- **GOAL**:
Output each entry below as it stands, leaving out every picture.
— Begin EXTRACTED MATERIAL —
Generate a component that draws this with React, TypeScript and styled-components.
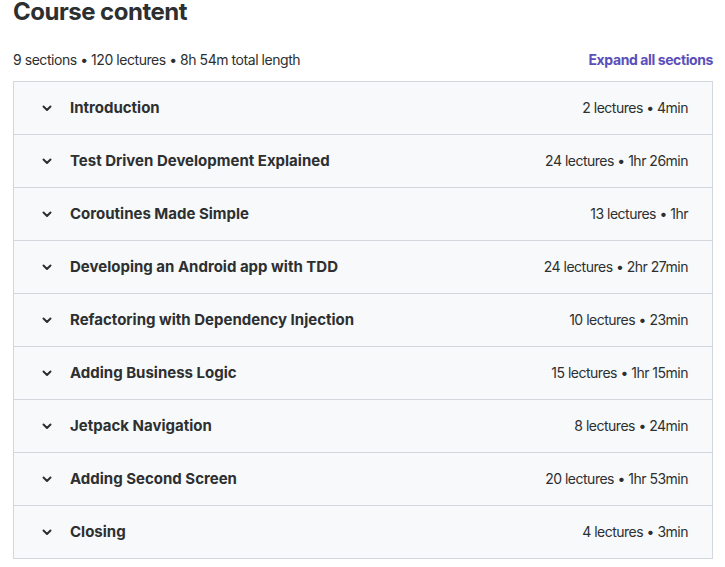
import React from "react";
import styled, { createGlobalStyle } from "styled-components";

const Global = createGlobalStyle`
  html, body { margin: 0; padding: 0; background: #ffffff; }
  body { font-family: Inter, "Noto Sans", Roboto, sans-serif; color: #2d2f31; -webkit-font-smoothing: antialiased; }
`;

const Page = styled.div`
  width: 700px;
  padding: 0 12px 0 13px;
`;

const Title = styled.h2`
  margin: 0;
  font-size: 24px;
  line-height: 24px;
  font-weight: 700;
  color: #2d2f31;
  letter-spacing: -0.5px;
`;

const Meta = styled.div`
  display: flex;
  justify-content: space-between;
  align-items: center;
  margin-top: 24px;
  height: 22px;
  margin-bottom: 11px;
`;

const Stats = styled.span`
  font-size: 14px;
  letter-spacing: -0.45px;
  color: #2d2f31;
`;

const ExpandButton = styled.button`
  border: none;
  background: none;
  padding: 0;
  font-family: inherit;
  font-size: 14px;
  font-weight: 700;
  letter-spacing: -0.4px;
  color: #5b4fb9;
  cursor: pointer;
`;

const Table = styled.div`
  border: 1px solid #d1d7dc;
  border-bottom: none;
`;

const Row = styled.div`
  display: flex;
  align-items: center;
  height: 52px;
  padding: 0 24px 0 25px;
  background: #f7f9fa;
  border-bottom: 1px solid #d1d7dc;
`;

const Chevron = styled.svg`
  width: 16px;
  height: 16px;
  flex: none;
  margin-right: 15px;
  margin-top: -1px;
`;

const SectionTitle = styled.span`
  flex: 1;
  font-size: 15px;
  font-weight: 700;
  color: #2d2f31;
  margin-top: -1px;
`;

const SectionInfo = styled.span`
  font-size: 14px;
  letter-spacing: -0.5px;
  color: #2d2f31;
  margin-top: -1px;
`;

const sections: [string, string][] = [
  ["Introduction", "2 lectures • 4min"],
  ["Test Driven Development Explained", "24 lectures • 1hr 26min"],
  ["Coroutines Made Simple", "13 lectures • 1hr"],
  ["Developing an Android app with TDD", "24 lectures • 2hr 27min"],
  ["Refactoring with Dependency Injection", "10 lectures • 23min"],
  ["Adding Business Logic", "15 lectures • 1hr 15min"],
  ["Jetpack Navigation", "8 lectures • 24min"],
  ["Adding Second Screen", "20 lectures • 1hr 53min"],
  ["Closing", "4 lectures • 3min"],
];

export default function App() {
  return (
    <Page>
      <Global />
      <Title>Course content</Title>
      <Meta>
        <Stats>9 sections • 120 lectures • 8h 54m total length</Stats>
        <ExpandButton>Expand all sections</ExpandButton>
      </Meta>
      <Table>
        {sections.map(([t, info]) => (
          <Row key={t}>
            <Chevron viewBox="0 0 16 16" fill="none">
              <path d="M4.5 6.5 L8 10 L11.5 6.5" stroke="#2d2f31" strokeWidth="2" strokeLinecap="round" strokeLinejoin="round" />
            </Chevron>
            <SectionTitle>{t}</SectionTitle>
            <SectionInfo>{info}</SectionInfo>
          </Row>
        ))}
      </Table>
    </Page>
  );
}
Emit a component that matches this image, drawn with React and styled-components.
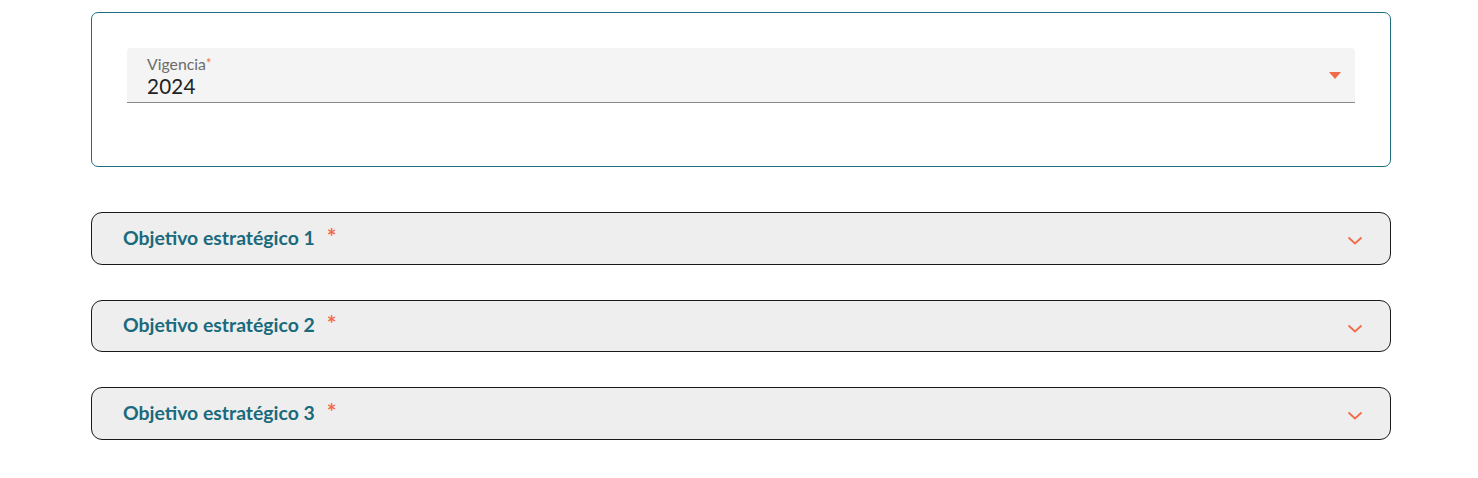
— End EXTRACTED MATERIAL —
- **FINISHED ANSWER**:
Generate a component that draws this with React, TypeScript and styled-components.
import React from "react";
import styled, { createGlobalStyle } from "styled-components";

const Global = createGlobalStyle`
  html, body { margin: 0; padding: 0; background: #ffffff; }
  body { font-family: Inter, "Noto Sans", Roboto, sans-serif; color: #2d2f31; -webkit-font-smoothing: antialiased; }
`;

const Page = styled.div`
  width: 700px;
  padding: 0 12px 0 13px;
`;

const Title = styled.h2`
  margin: 0;
  font-size: 24px;
  line-height: 24px;
  font-weight: 700;
  color: #2d2f31;
  letter-spacing: -0.5px;
`;

const Meta = styled.div`
  display: flex;
  justify-content: space-between;
  align-items: center;
  margin-top: 24px;
  height: 22px;
  margin-bottom: 11px;
`;

const Stats = styled.span`
  font-size: 14px;
  letter-spacing: -0.45px;
  color: #2d2f31;
`;

const ExpandButton = styled.button`
  border: none;
  background: none;
  padding: 0;
  font-family: inherit;
  font-size: 14px;
  font-weight: 700;
  letter-spacing: -0.4px;
  color: #5b4fb9;
  cursor: pointer;
`;

const Table = styled.div`
  border: 1px solid #d1d7dc;
  border-bottom: none;
`;

const Row = styled.div`
  display: flex;
  align-items: center;
  height: 52px;
  padding: 0 24px 0 25px;
  background: #f7f9fa;
  border-bottom: 1px solid #d1d7dc;
`;

const Chevron = styled.svg`
  width: 16px;
  height: 16px;
  flex: none;
  margin-right: 15px;
  margin-top: -1px;
`;

const SectionTitle = styled.span`
  flex: 1;
  font-size: 15px;
  font-weight: 700;
  color: #2d2f31;
  margin-top: -1px;
`;

const SectionInfo = styled.span`
  font-size: 14px;
  letter-spacing: -0.5px;
  color: #2d2f31;
  margin-top: -1px;
`;

const sections: [string, string][] = [
  ["Introduction", "2 lectures • 4min"],
  ["Test Driven Development Explained", "24 lectures • 1hr 26min"],
  ["Coroutines Made Simple", "13 lectures • 1hr"],
  ["Developing an Android app with TDD", "24 lectures • 2hr 27min"],
  ["Refactoring with Dependency Injection", "10 lectures • 23min"],
  ["Adding Business Logic", "15 lectures • 1hr 15min"],
  ["Jetpack Navigation", "8 lectures • 24min"],
  ["Adding Second Screen", "20 lectures • 1hr 53min"],
  ["Closing", "4 lectures • 3min"],
];

export default function App() {
  return (
    <Page>
      <Global />
      <Title>Course content</Title>
      <Meta>
        <Stats>9 sections • 120 lectures • 8h 54m total length</Stats>
        <ExpandButton>Expand all sections</ExpandButton>
      </Meta>
      <Table>
        {sections.map(([t, info]) => (
          <Row key={t}>
            <Chevron viewBox="0 0 16 16" fill="none">
              <path d="M4.5 6.5 L8 10 L11.5 6.5" stroke="#2d2f31" strokeWidth="2" strokeLinecap="round" strokeLinejoin="round" />
            </Chevron>
            <SectionTitle>{t}</SectionTitle>
            <SectionInfo>{info}</SectionInfo>
          </Row>
        ))}
      </Table>
    </Page>
  );
}
Emit a component that matches this image, drawn with React and styled-components.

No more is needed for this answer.